There is a lot of complicated physics, fluid dynamics and computational transportation science involved in the particulars of the Hyperloop, which spanned 57 PDF pages in Musk’s first pass at an explanation. When you break it down, however, it’s really a system that anyone can understand. Here, I attempt to explain it in the simplest terms I can come up with.

Okay. The Hyperloop, in essence, has two parts: the neotransistometer, and the trans-combustant air putrifier.

The function of the neotransistometer, I think, is self-explanatory: It oxidizes the laser-field turbine (LFT) and compresses the Polonium intake valve so that the gasohol pistons can achieve millenniary exit velocity. In order for the Hyperloop to reach Mach 0.91 (also known as Eberstark’s Constant, represented as ρ), the LFT’s must super-collide, sublimate and thermosynthesize simultaneously, reaching the electrolytical oxiduction point; with a steady supply of polycarbonate thermite flooded into the rotary dehydration portal, each Hyperloop pod can successfully ignite, elevate, and chromosphere from one terminal to the next, without argifying, de-substantiating or undergoing fyto-photo-interterpidation.

The trans-combustant air putrifier, meanwhile, is a bit more complicated. You know how typical internal combustion engines tend to Boullify in aneroid environments where the gear ratio is constrained by a manifold vacuum? (We’ve all been there!
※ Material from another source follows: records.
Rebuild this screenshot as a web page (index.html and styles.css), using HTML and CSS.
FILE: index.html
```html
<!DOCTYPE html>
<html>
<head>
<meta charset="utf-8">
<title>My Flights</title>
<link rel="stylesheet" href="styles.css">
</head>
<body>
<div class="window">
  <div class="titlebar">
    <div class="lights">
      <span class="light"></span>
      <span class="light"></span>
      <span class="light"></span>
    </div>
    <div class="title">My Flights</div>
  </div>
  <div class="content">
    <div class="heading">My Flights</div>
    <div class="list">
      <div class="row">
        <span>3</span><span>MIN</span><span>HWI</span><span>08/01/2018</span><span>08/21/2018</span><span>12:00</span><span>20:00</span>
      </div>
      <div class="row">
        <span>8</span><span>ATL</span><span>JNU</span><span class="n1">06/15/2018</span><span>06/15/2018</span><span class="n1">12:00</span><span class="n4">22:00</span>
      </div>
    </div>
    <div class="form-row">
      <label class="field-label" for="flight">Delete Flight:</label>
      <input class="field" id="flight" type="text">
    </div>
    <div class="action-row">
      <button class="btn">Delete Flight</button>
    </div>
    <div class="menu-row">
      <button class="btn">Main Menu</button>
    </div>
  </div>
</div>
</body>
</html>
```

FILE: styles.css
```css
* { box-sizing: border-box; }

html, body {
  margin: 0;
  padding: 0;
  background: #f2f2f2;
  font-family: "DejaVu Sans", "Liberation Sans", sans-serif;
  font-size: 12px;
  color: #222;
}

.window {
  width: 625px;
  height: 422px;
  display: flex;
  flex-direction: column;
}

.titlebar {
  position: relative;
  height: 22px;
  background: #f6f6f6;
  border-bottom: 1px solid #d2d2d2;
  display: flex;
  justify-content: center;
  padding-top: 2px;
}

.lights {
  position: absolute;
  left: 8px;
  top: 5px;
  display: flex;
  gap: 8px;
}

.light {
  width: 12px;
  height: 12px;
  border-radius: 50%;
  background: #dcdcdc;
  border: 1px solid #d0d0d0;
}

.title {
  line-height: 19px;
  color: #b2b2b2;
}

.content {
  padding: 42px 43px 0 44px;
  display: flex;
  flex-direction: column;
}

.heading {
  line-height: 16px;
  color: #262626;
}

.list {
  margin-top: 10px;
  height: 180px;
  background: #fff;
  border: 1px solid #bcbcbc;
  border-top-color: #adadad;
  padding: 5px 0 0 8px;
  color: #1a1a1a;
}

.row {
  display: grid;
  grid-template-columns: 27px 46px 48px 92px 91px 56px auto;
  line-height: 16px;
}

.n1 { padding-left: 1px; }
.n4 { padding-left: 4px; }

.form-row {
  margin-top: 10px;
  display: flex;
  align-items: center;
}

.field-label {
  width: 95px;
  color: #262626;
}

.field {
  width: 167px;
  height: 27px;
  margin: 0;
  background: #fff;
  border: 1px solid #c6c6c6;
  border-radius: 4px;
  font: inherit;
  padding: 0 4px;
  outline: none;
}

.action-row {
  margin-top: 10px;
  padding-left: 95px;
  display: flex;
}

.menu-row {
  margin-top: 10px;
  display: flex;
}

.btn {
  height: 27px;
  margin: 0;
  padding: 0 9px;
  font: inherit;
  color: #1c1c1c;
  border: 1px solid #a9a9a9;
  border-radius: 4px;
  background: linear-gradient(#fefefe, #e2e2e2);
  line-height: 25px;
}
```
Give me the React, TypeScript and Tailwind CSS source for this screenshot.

Lol.) Musk’s plan for the Hyperloop evades this common restraint by applying what’s known as Koppinger’s Conjecture to a colloidal body’s gravitational field strength. As far as I know (correct me in the comments!), this has never been attempted before.

To lay out the problem: When super-cooled heavy air interacts with a hybrid ethlyene glycollagen solution, it tends to convaporize into a corrosive Potassium 2-ethylhexanoate mixture. This means that the rubidium undecamercurides threaten to combolobulate the entire system. And that is ::looks straight into the camera:: a tricky-wicky potato, my good neighbor!

This is an actual diagram from Elon Musk’s actual explanation of the Hyperloop.

In the Hyperloop’s transcombustant air putrifier, however, that vapor is flushed out and treated with a burst of gamma rays, swirled with 9000 degree Kelvin stardust and then hammer-forced, via a series of pulleys, into a pool of liquefied PCP Angel Dust, where it is cooked, frozen, cooked, frozen, cooked, frozen and then vaporized(x8), until it has been subjected to at least 75 phase changes. (All of this occurs in a span of about 0.5 human seconds, or 0.00000837 seconds on the planet Gammurax). When post-adumbration occurs, on the fifth full moon after Secretary’s Appreciation Day, the transcombustant air putrifier roars, and the engine is fully fueled, thus driving the pods forward, toward San Francisco.

Now, this is a highly simplified, dumbed-down account of the precise science of the Hyperloop. I didn’t even bother, for example, attempt to explain the inner-workings of the carbonite Wankel engine, or the nuclear thermojet boosters, or even the most elementary facets of the Linux-based computational Gorbachev neurometer.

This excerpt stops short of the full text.